All told, this little research binge really damaged my faith. Well, perhaps not my faith in Jesus. It damaged my faith in the modern church, or in our understanding of what the Bible actually means. Essentially 100% of my peers told me they thought the idea of Torah observance was laughable and heretical. And yet not they nor the sharpest minds in the mainstream church could put together an opposing argument that was truly airtight. What the hell?? (two question marks for emphasis)
But even if neither myself nor any of my “normal” Christian friends were 100% positive of why we believed what we believed … I just knew somehow that we were right. But I couldn’t prove it from scripture. And that was infuriating.
In time, I got over it. Or rather I put the matter on the shelf and saved it for later. I couldn’t afford to think about that stuff anymore, for that season.
A couple of days ago I happened upon The Bible Made Impossible by Christian Smith, and I’m about to finish the first chunk of the book. I’m only going to go into that first part, today, so prepare yourselves for some cognitive dissonance or something.
I have to summarize in a small space here.**
1) Smith starts by defining a general attitude that pervades evangelicalism, which he calls biblicism: basically the idea that the Bible is the authoritative, direct Word of God to man, and that He (God) has made it sufficiently consistent, harmonious, and clearly-written such that the ordinary Christian should be able to study through it and arrive at correct and conclusive doctrines (about how God wants them to do their marriage, their job, their salvation, their taxes, their drapes, etc. etc.).

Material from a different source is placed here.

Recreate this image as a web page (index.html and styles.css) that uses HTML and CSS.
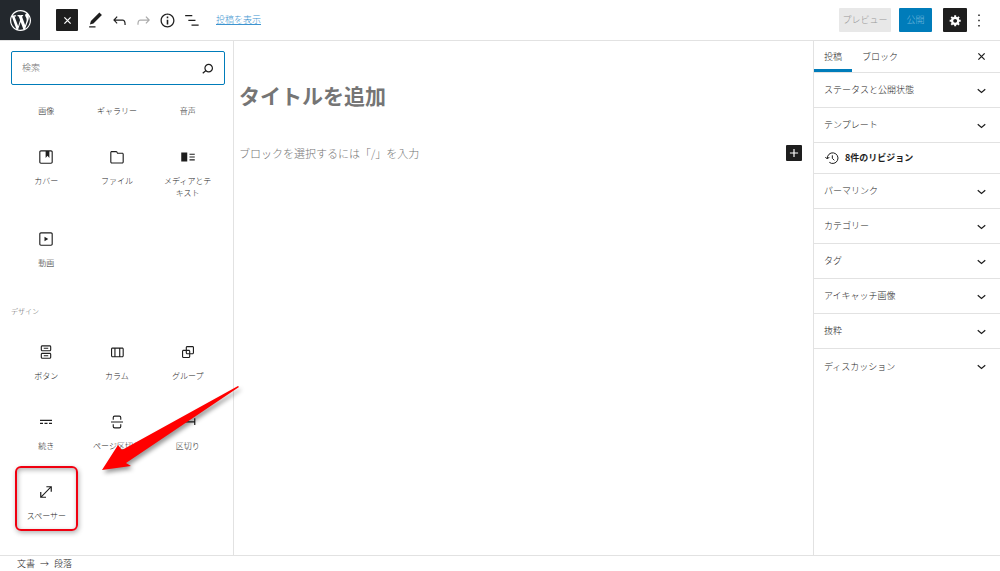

2) Smith proceeds to point out (using an effing mountain of contemporary evidence) that biblicism has failed, catastrophically, because millions and millions of Christians have arrived at thousands of different conclusions about what right Biblical doctrines actually are. And yes, even well-intentioned, apparently good-hearted, really really smart ones, who give to the poor and love their spouses, and are not theological liberals — they too have disagreed. Smith spends some time addressing the normal counter-arguments, and in summary makes an extremely good case.
**A more thorough summary is here
Now, before everyone panics, let’s clarify some things. Smith is not a theological liberal. He makes this quite clear. So far in my reading, he has not challenged the authority of the Bible, nor suggested anything fishy like universalism. So far he has simply pointed out that the tradition of biblicism is absurd, or more so that it’s central claims are simply irrelevant.
That is — yelling louder and louder that the Bible is divinely-inspired, inerrant, infallible, and authoritative, doesn’t do anybody any good at all if nobody can agree on what the Bible actually says.
And I have to say, I think that’s a pretty strong point.
If we back up to my debacle with Jen from last year, we can see that the biblicist presupposition was precisely what was so devastating to me. I was under the impression that with careful and honest study, a clear and logical consensus could be found regarding the issue of Torah observance. But, I found none. Instead I found clear and logical dissonance, from careful and honest believers.
Again, everyone, let’s not panic. You’ll want to tell me that I’m on a slippery slope, and I will tell you that I don’t care. I am certain about Jesus, and I don’t feel greatly endangered, but I do want to get to the bottom of this rabbit hole. I think it would do us all a little good if we could be less afraid of testing this particular issue.
I actually never even noticed the biblicist philosophy, quietly at work in my head, until Smith’s pointing it out. Now in retrospect, I see that this idea was passed to me almost as soon as I became a believer, and has been an implicit assumption of mine since then … and it is the assumption of basically everyone I know, too.
What would happen if we relieved ourselves of the terrible burden of harmonizing the Bible, and of inducing conclusive doctrines on every controversial subject? Would the church not be so effing fractured into a billion denominations and sects? Would everyone stop claiming a monopoly on the truth of the Gospel? Would non-Christians be less likely to think that we’re a bunch of arrogant idiots who can’t even agree with each other? I’m not sure. I think so. I think we should look carefully at this.
Of course, the question begs — if we suspend biblicism, what do we replace it with? I haven’t gotten to that part yet, though I’ve seen some hints of where Smith is headed. More on that stuff later. Meanwhile, discuss amongst yourselves. Don’t panic.